_WRITTEN EXERCISE_
In the material below, find every line with "styles" and pull it out.

_SOURCE DATA_

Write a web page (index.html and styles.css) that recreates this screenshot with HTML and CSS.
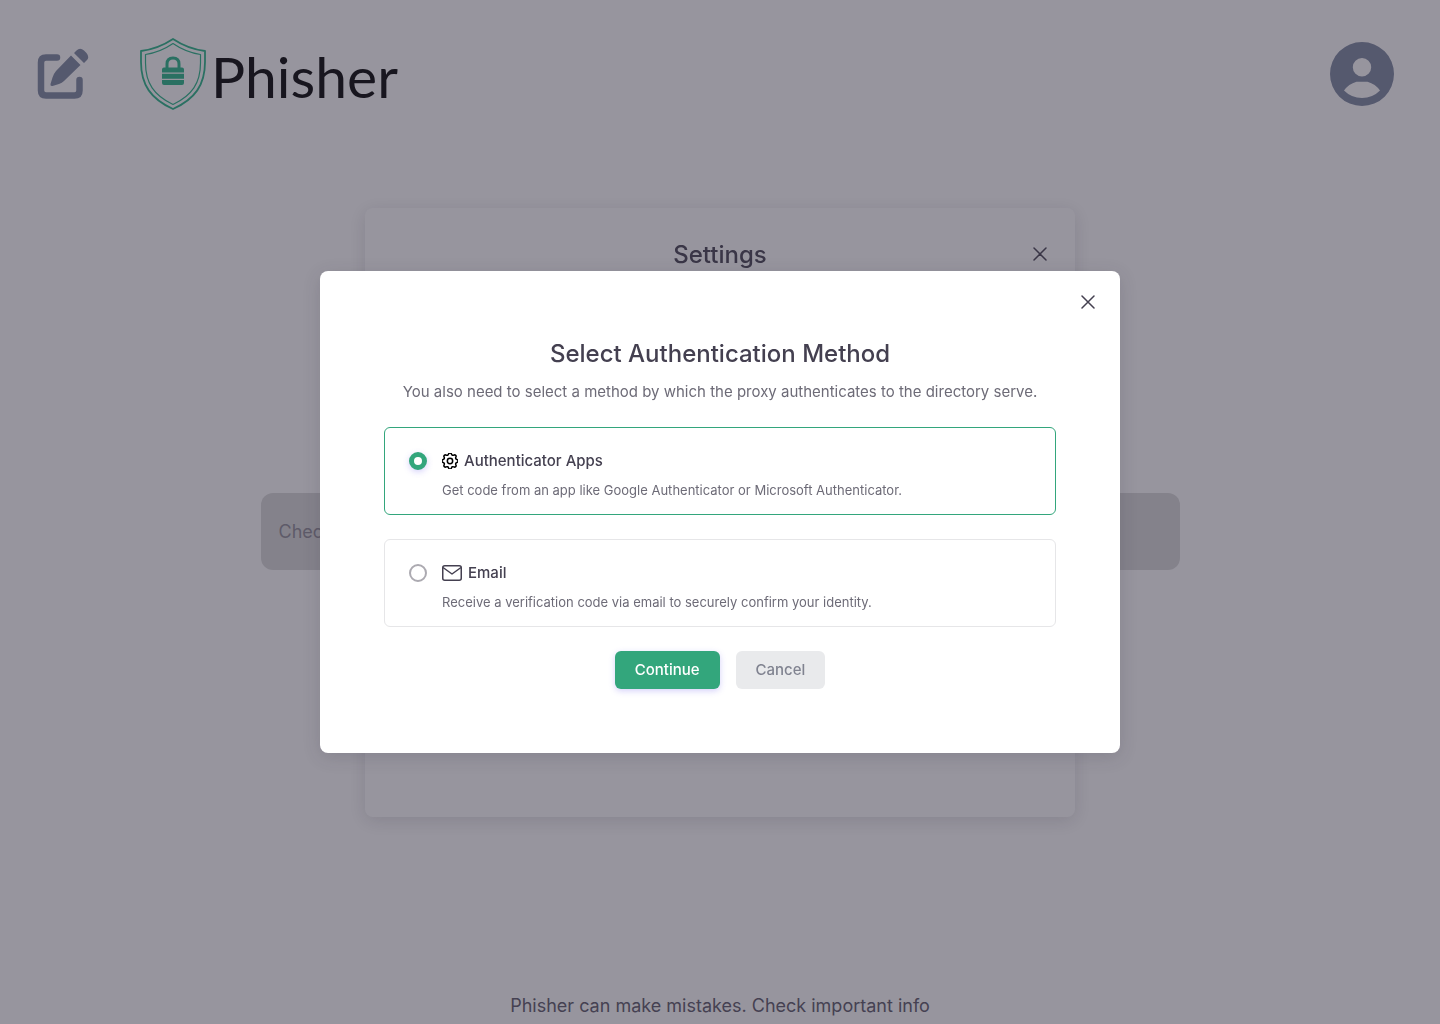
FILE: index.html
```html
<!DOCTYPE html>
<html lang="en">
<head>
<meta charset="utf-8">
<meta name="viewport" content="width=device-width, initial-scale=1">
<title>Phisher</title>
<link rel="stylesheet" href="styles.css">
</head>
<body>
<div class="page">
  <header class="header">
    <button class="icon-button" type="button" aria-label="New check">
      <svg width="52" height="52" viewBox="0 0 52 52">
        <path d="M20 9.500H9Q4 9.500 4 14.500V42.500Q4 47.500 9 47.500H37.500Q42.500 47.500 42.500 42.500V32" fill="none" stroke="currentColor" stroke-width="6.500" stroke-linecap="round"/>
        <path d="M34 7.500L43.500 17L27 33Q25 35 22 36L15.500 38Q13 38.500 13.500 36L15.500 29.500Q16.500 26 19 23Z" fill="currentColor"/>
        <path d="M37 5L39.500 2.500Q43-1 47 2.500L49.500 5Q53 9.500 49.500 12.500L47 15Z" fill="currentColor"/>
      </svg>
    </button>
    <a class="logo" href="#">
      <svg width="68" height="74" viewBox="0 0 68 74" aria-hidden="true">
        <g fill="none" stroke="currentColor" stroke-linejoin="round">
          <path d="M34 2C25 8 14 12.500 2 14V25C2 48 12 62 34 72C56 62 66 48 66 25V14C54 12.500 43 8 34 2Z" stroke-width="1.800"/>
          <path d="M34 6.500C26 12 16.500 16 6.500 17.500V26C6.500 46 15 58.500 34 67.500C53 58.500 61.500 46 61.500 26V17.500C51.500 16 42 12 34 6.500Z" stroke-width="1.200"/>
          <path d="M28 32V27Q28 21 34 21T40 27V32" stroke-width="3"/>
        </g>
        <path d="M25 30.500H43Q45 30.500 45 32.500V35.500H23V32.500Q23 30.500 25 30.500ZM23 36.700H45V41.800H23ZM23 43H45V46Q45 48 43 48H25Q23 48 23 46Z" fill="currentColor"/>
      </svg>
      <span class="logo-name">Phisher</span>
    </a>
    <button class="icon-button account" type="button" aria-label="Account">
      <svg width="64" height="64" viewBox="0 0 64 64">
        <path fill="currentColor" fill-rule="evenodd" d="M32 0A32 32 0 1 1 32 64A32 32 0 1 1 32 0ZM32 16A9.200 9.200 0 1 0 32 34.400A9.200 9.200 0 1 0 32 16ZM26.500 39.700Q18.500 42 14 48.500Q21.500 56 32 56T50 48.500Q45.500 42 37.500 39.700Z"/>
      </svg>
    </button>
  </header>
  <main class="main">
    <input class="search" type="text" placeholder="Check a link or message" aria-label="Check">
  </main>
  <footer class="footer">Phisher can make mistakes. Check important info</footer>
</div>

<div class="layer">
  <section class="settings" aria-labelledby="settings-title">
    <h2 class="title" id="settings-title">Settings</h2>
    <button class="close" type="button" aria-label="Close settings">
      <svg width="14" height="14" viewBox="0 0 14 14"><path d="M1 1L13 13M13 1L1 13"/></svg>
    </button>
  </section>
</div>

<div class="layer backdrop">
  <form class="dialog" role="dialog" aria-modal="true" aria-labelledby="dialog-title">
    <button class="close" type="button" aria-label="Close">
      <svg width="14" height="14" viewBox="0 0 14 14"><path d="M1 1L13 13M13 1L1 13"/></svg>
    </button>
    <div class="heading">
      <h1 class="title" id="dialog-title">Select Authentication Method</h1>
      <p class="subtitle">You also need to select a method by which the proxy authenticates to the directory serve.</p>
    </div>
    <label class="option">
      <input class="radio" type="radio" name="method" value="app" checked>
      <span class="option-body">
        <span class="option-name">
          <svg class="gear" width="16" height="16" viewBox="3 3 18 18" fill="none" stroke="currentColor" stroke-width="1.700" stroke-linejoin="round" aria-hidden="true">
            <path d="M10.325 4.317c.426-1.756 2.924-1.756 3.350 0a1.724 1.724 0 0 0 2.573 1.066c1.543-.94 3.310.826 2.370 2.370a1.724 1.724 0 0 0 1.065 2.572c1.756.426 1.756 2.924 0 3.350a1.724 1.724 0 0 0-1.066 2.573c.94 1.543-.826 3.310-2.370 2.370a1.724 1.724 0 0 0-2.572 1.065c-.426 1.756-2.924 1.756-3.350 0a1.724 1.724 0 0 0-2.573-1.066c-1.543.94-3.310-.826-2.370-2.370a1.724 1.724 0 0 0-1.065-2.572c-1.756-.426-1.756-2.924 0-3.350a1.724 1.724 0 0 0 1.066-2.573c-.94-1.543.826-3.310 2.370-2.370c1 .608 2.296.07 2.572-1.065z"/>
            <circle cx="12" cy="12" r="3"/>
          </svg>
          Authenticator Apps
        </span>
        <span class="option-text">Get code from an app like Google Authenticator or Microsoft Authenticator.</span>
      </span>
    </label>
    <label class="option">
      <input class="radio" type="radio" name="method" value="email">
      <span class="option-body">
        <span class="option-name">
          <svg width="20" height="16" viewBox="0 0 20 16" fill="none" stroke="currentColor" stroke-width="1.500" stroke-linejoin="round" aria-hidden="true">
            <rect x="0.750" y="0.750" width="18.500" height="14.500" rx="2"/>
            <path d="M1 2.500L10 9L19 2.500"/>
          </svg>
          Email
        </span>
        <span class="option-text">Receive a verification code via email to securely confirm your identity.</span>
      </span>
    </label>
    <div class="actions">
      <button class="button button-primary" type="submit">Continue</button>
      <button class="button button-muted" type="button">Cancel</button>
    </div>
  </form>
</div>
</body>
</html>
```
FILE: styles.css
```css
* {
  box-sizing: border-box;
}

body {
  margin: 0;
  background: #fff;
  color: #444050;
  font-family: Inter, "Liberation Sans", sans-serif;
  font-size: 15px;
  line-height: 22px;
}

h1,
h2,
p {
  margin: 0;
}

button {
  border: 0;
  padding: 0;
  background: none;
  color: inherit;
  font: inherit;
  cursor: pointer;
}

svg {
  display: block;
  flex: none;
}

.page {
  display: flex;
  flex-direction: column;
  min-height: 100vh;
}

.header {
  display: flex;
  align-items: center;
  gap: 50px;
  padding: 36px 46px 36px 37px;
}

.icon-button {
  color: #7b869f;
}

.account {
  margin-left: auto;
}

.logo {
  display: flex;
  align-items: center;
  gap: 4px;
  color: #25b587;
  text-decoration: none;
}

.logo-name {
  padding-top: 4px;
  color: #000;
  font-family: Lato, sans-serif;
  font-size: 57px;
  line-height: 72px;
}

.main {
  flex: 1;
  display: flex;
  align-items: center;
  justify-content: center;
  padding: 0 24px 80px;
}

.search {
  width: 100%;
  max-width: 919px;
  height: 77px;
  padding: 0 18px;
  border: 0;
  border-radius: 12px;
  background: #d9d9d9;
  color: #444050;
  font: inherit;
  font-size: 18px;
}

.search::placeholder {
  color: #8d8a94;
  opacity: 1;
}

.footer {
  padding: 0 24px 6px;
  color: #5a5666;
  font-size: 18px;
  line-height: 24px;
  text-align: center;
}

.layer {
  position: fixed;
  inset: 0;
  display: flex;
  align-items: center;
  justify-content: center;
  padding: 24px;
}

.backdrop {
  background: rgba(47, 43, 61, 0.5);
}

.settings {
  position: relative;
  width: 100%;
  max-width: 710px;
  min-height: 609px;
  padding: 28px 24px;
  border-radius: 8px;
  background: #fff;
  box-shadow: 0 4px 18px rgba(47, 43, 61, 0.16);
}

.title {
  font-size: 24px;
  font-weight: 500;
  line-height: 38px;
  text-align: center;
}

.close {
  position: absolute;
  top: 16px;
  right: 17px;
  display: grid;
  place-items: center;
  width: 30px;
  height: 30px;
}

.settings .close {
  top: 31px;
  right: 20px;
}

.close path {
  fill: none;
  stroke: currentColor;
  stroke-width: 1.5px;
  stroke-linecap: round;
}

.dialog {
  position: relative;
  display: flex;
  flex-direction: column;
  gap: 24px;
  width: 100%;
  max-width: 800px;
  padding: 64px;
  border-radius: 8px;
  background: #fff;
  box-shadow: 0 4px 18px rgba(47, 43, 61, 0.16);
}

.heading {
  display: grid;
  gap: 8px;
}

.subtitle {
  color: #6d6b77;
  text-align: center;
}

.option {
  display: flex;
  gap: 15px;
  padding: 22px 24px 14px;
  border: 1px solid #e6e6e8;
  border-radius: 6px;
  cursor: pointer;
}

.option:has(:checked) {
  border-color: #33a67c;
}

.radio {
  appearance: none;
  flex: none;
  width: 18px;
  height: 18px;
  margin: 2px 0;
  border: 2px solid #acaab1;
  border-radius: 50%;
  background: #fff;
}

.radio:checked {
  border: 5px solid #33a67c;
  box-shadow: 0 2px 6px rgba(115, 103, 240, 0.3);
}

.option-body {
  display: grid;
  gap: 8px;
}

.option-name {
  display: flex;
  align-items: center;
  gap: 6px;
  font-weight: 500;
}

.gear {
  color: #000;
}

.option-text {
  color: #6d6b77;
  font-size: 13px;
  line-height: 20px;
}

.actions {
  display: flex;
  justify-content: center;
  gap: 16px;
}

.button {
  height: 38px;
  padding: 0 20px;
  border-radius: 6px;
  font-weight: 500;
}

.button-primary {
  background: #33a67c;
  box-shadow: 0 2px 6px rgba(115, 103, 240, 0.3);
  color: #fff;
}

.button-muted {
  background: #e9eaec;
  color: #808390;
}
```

_WRITTEN SOLUTION_
Write a web page (index.html and styles.css) that recreates this screenshot with HTML and CSS.
<link rel="stylesheet" href="styles.css">
FILE: styles.css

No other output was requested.